TASK TO CARRY OUT:
Give the number of lines that include the word "components", and nothing else.

DATA EXCERPT:
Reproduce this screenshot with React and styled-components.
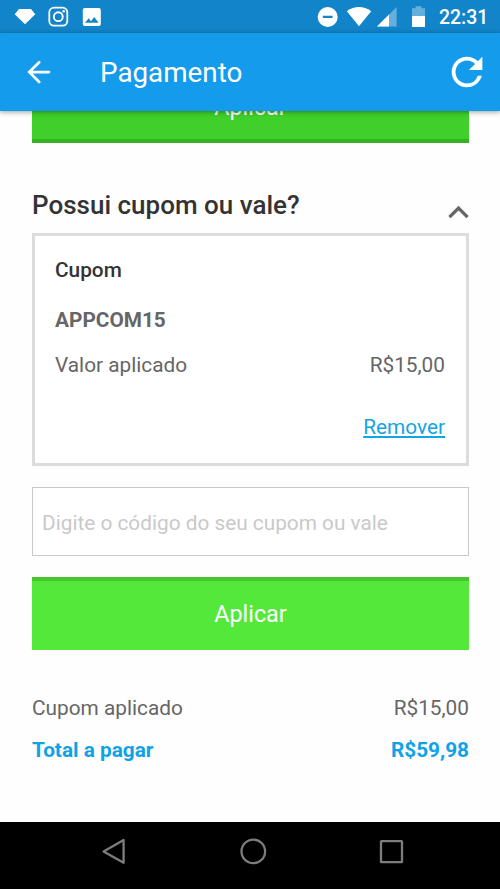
import { useState } from "react";
import { MdExpandLess, MdRefresh } from "react-icons/md";
import styled, { createGlobalStyle } from "styled-components";

const GlobalStyle = createGlobalStyle`
  * {
    box-sizing: border-box;
  }

  body {
    margin: 0;
    background-color: #fefefe;
    font-family: Roboto, "Noto Sans", sans-serif;
  }
`;

const Screen = styled.div`
  display: flex;
  flex-direction: column;
  width: 500px;
  height: 889px;
  overflow: hidden;
`;

const StatusBar = styled.div`
  display: flex;
  flex-shrink: 0;
  justify-content: space-between;
  height: 33px;
  padding: 0 0 0 14px;
  background-color: #1284c9;
`;

const StatusIcons = styled.div`
  display: flex;

  svg {
    display: block;
    fill: #fff;
  }
`;

const Clock = styled.span`
  width: 61px;
  color: #fff;
  font-size: 19.4px;
  font-weight: 500;
  line-height: 35px;
`;

const Header = styled.header`
  display: flex;
  flex-shrink: 0;
  align-items: center;
  height: 78px;
  padding: 0 10px 0 24px;
  background-color: #159bec;
  box-shadow: 0 1px 5px rgba(0, 0, 0, 0.4);
  z-index: 1;
`;

const IconButton = styled.button`
  display: flex;
  padding: 0;
  border: none;
  background: none;
  color: ${(props) => props.$color || "#fff"};
  cursor: pointer;
`;

const HeaderTitle = styled.h1`
  flex: 1;
  margin: 0 0 0 44px;
  padding-top: 2px;
  color: #fff;
  font-size: 27.8px;
  font-weight: 400;
  line-height: 76px;
`;

const Content = styled.main`
  flex: 1;
  min-height: 0;
  overflow: hidden;
  padding: 0 31px 0 32px;
`;

const ApplyButton = styled.button`
  display: block;
  width: 100%;
  height: 73px;
  padding: 0;
  border: none;
  border-top: ${(props) => (props.$pressed ? "4px solid #46c730" : "none")};
  border-bottom: ${(props) => (props.$pressed ? "none" : "4px solid #36b225")};
  background-color: ${(props) => (props.$pressed ? "#54e93a" : "#40d02a")};
  color: #fff;
  font-family: inherit;
  font-size: 23.3px;
  cursor: pointer;
  padding-bottom: ${(props) => (props.$pressed ? "3px" : "0")};
`;

const ScrolledButton = styled(ApplyButton)`
  margin-top: -41px;
  padding-top: 5px;
`;

const SectionHeader = styled.div`
  display: flex;
  justify-content: space-between;
  height: 40px;
  margin-top: 45px;
  margin-bottom: 5px;
`;

const SectionTitle = styled.h2`
  margin: 0;
  color: #333;
  font-size: 26px;
  font-weight: 500;
  line-height: 34px;
`;

const ToggleButton = styled(IconButton)`
  margin: 4px -10px 0 0;
`;

const CouponCard = styled.section`
  display: flex;
  flex-direction: column;
  height: 233px;
  padding: 21px 21px 0 20px;
  border: 3px solid #dcdcdc;
  background-color: #fff;
`;

const Text = styled.span`
  color: ${(props) => props.$color || "#666"};
  font-size: 20.8px;
  font-weight: ${(props) => props.$weight || 400};
  line-height: 26px;
`;

const Row = styled.div`
  display: flex;
  justify-content: space-between;
  margin-top: ${(props) => props.$top || "0"};
`;

const CouponCode = styled(Text)`
  margin-top: 24px;
`;

const RemoveLink = styled.a`
  align-self: flex-end;
  margin-top: 36px;
  color: #12a5e3;
  font-size: 20.8px;
  line-height: 26px;
  text-decoration: underline;
  cursor: pointer;
`;

const CouponInput = styled.input`
  display: block;
  width: 100%;
  height: 69px;
  margin: 21px 0;
  padding: 2px 9px 0;
  border: 1px solid #c8c8c8;
  border-radius: 0;
  background-color: #fff;
  color: #666;
  font-family: inherit;
  font-size: 20.8px;
  outline: none;

  &::placeholder {
    color: #c9c9c9;
  }
`;

const NavigationBar = styled.nav`
  display: flex;
  flex-shrink: 0;
  justify-content: space-between;
  height: 67px;
  padding: 14px 94px 0 98px;
  background-color: #000;

  svg {
    display: block;
    fill: none;
    stroke: #7d7d7d;
    stroke-width: 2.3;
  }
`;

function NotificationIcons() {
  return (
    <StatusIcons>
      <svg width="90" height="33" viewBox="14 0 90 33">
        <path d="M19 9h12l4.3 5.3L25 24.2 14.7 14.3z" />
        <path
          fillRule="evenodd"
          d="M54 6.8h8.6a5.6 5.6 0 0 1 5.6 5.6V21a5.6 5.6 0 0 1-5.6 5.6H54a5.6 5.6 0 0 1-5.6-5.6v-8.6A5.6 5.6 0 0 1 54 6.8zm0 1.8a3.8 3.8 0 0 0-3.8 3.8V21a3.8 3.8 0 0 0 3.8 3.8h8.6a3.8 3.8 0 0 0 3.8-3.8v-8.6a3.8 3.8 0 0 0-3.8-3.8z"
        />
        <path
          fillRule="evenodd"
          d="M58.3 11.3a5.4 5.4 0 1 1 0 10.8 5.4 5.4 0 0 1 0-10.8zm0 1.9a3.5 3.5 0 1 0 0 7 3.5 3.5 0 0 0 0-7z"
        />
        <circle cx="63.7" cy="11.3" r="1.3" />
        <path
          fillRule="evenodd"
          d="M84.8 8h14a2 2 0 0 1 2 2v14a2 2 0 0 1-2 2h-14a2 2 0 0 1-2-2V10a2 2 0 0 1 2-2zM85 22.7h13.6l-4.4-5.8-3.2 4.3-2.3-2.9z"
        />
      </svg>
    </StatusIcons>
  );
}

function SystemIcons() {
  return (
    <StatusIcons>
      <svg width="123" height="33" viewBox="316 0 123 33">
        <path
          fillRule="evenodd"
          d="M327.7 7a10 10 0 1 1 0 20 10 10 0 0 1 0-20zM322.8 15.7v2.4h9.8v-2.4z"
        />
        <path d="M346.8 11.2Q359 3 371.2 11.2L359 26.2z" />
        <path d="M396.6 7v19.6h-19.6z" opacity="0.35" />
        <path d="M389 14.6v12h-12z" />
        <path d="M415.5 6.3h6v2h3.5V16h-13V8.3h3.5z" opacity="0.35" />
        <path d="M412 16h13v11h-13z" />
      </svg>
      <Clock>22:31</Clock>
    </StatusIcons>
  );
}

export default function App() {
  const [coupon, setCoupon] = useState("");

  return (
    <Screen>
      <GlobalStyle />
      <StatusBar>
        <NotificationIcons />
        <SystemIcons />
      </StatusBar>

      <Header>
        <IconButton type="button" aria-label="Voltar">
          <svg
            width="32"
            height="32"
            viewBox="24 56 32 32"
            fill="none"
            stroke="currentColor"
            strokeWidth="2.7"
            strokeLinecap="round"
          >
            <path d="M49 72.1H30M39.2 62.2l-9.9 9.9 9.9 9.9" />
          </svg>
        </IconButton>
        <HeaderTitle>Pagamento</HeaderTitle>
        <IconButton type="button" aria-label="Atualizar">
          <MdRefresh size={46} />
        </IconButton>
      </Header>

      <Content>
        <ScrolledButton type="button">Aplicar</ScrolledButton>

        <SectionHeader>
          <SectionTitle>Possui cupom ou vale?</SectionTitle>
          <ToggleButton type="button" $color="#666" aria-label="Recolher">
            <MdExpandLess size={41} />
          </ToggleButton>
        </SectionHeader>

        <CouponCard>
          <Text $color="#333" $weight={500}>
            Cupom
          </Text>
          <CouponCode $weight={700}>APPCOM15</CouponCode>
          <Row $top="19px">
            <Text>Valor aplicado</Text>
            <Text>R$15,00</Text>
          </Row>
          <RemoveLink>Remover</RemoveLink>
        </CouponCard>

        <CouponInput
          type="text"
          placeholder="Digite o código do seu cupom ou vale"
          value={coupon}
          onChange={(e) => setCoupon(e.target.value)}
        />
        <ApplyButton type="button" $pressed>
          Aplicar
        </ApplyButton>

        <Row $top="45px">
          <Text>Cupom aplicado</Text>
          <Text>R$15,00</Text>
        </Row>
        <Row $top="16px">
          <Text $color="#0fa3e6" $weight={700}>
            Total a pagar
          </Text>
          <Text $color="#0fa3e6" $weight={700}>
            R$59,98
          </Text>
        </Row>
      </Content>

      <NavigationBar>
        <svg width="32" height="32" viewBox="98 836 32 32">
          <path d="M123.6 840v22.8l-20-11.4z" strokeLinejoin="round" />
        </svg>
        <svg width="32" height="32" viewBox="236 836 32 32">
          <circle cx="253.3" cy="851.4" r="11.8" />
        </svg>
        <svg width="32" height="32" viewBox="374 836 32 32">
          <rect x="381" y="841.2" width="21" height="21" rx="0.5" />
        </svg>
      </NavigationBar>
    </Screen>
  );
}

ANSWER TO THE EXERCISE:
2